Ellen and her former dog

I found this piece on the Ellen-dog controversy:


It's a bit better than the average - mainly the comments. The post itself isn't clear enough on what happened but it's still pretty funny.

I'm on the side of the shelter. If the hairdresser wants that dog why can't she go to the shelter to request adoption? Perhaps I missed something? And yeah, Ellen signed that contract. What does she have to cry about?

What's bugging me is that so many people say the shelters do too much checking. They actually try to find out if you can provide a suitable home for the animal. Oh, the horror!

Loving dogs more than humans

Back to Ellen. I have been thinking about it.

Many of the people who have been attacking the shelter that insisted on taking Ellen's dog back have said that such shelters are run by persons who "love dogs more than humans".

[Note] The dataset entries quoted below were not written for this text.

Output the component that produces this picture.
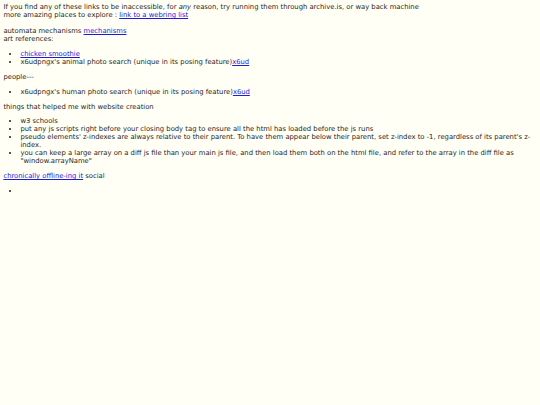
export default function App() {
  const link = "text-[#1c1cdc] underline";
  const ul = "my-[6.8px] list-disc pl-[17px]";
  return (
    <div
      className="min-h-[405px] w-[540px] bg-[#fffff5] p-[3.4px] text-[6.8px] leading-[8px] text-[#1e1e1e]"
      style={{ fontFamily: '"DejaVu Sans", Verdana, sans-serif' }}
    >
      <div>
        If you find any of these links to be inaccessible, for <i>any</i> reason, try running them through archive.is, or way back machine
      </div>
      <div>
        more amazing places to explore : <a className={link}>link to a webring list</a>
      </div>
      <div className="h-[8px]" />
      <div>
        automata mechanisms <a className={link}>mechanisms</a>
      </div>
      <div>art references:</div>
      <ul className={ul}>
        <li>
          <a className={link}>chicken smoothie</a>
        </li>
        <li>
          x6udpngx's animal photo search (unique in its posing feature)<a className={link}>x6ud</a>
        </li>
      </ul>
      <div>people---</div>
      <ul className={ul}>
        <li>
          x6udpngx's human photo search (unique in its posing feature)<a className={link}>x6ud</a>
        </li>
      </ul>
      <div>things that helped me with website creation</div>
      <ul className={ul}>
        <li>w3 schools</li>
        <li>put any js scripts right before your closing body tag to ensure all the html has loaded before the js runs</li>
        <li>
          pseudo elements' z-indexes are always relative to their parent. To have them appear below their parent, set z-index to -1, regardless of its parent's z-index.
        </li>
        <li>
          you can keep a large array on a diff js file than your main js file, and then load them both on the html file, and refer to the array in the diff file as "window.arrayName"
        </li>
      </ul>
      <div>
        <a className={link}>chronically offline-ing it</a> social
      </div>
      <ul className={ul}>
        <li>&nbsp;</li>
      </ul>
    </div>
  );
}
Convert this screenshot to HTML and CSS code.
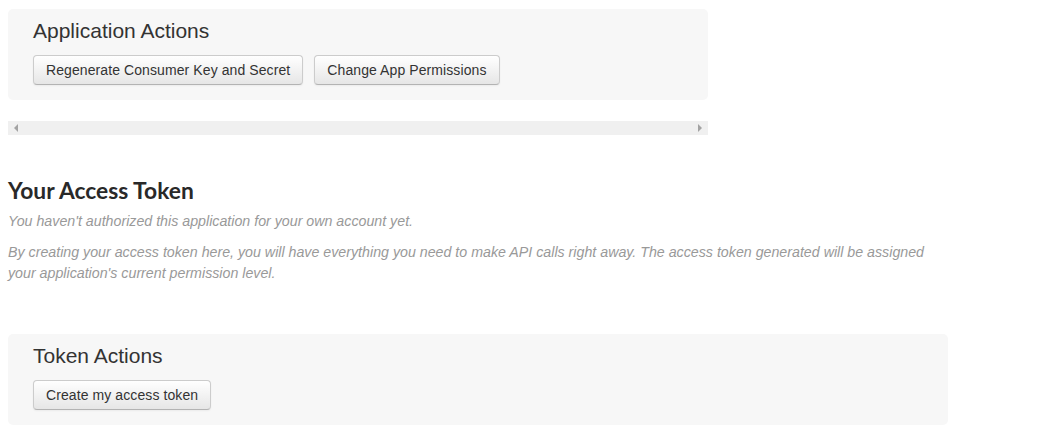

First of all, I hasten to point out, this is a false choice, not to mention probably inaccurate. When a person wants to protect an animal that does not mean that the same person would not go to the same lengths to protect a human in a similar situation. For all my love of animals, I know that if I saw a toddler run out in the street and a dog run out in the street and I could save only one I would go for the toddler. Not because I love dogs less but simply because I am human and tend to relate to humans and instinctively will protect them first. I cannot answer, though, what I would do if I saw an older child, perhaps a teen, run into the street and my own dog run into the street...I think I know what I would do. Frankly, I look to help those who are less able to help themselves.

Second, though: what if it is true? I suspect that for some people it actually is true that they love animals more than people. Particularly dogs. What's wrong with that? Apart from it being a bit of an aberration, a person who prefers a species outside its own, why is this abhorent? Who gets hurt? Does it mean that these folks go around hurting people? No. Does this spell doom for civilization? No. Actually, it could be a boon.

In other words, is there something inherent about humans that makes them automatically deserving of greater care than other animals? Especially other sentient animals? I am not talking about offering to animals aspects of care that they have no use for. I'm not sending my cats to college. I'm talking about care that is related to basic needs. Care that helps assure their survival, basic loving care. Do humans deserve this more than dogs do?